Definitely. I think as any artist develops in those early years of getting into it they realise they can’t develop their own sound if they just use samplepacks. We’re trying to show the elements of production. Like behind the scenes in a way. So with Annix’s pack for example they haven’t done the massive leads and the crazy stuff. We want to give you the building blocks to make your own sound within. I’m biased of course but this pack has 25 of the best snare samples available in drum & bass right now. And we’ve got some amazing things coming up… Heist is next.

Then who?

The list goes on. We’ve got people you wouldn’t imagine coming up. It’s insane. I’m quivering in my boots thinking about how we’re going to build it up. I’m really proud of this and the concept is so simple… It’s by the producers, for the producers. We wouldn’t give you anything we wouldn’t use in our own tracks.

Awesome.
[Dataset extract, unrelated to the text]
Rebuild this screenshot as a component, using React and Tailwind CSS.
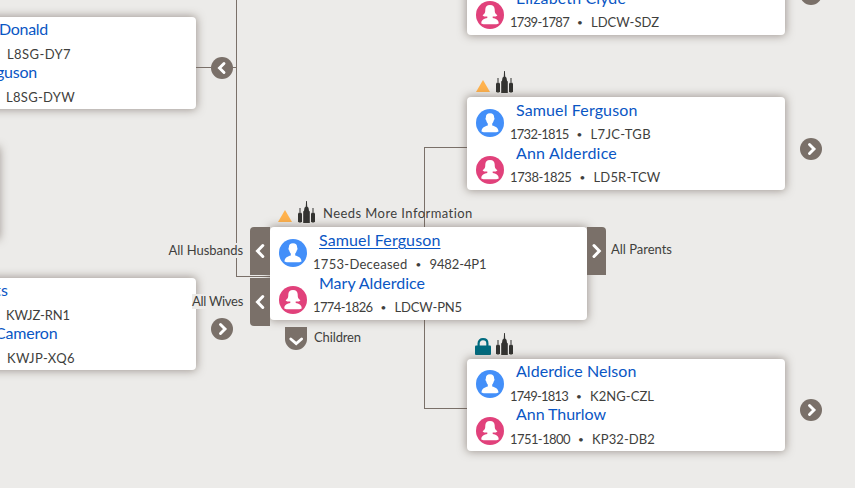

We haven’t spoken about your releases… You went on a grime flex earlier this year!

I love Window Kid. I met him through Bru-C and I heard the vocal and said ‘we need to do a track’. I put a beat together and I swear it took me less than an hour. I sent it to him, he sent his vocals back and it was done. He got the video done, we got the release sorted, we put it out and it became an iTunes top 20 hit.

Madness!

Yeah it was insane. Phenomenal. We didn’t expect it at all. It was a bit of fun. I love Greg’s style of MCing and the beat is very different for me. I thought it might get a few fans angry because it’s so different, but everyone was supportive. Yeah, what a wicked way to start the year. I’ve got a bigger project on that type of tip later this year.

Another feather in the Hedex cap!

Maybe man. I love rap, grime, mumble rap. I’d definitely love to explore production in those areas. But D&B-wise I’ve got a new single coming out this month which will be revealed soon and loads more after that… Both from myself and everything we’re about to drop on By The Producer. Respect to anyone who’s been supporting it. Thank you!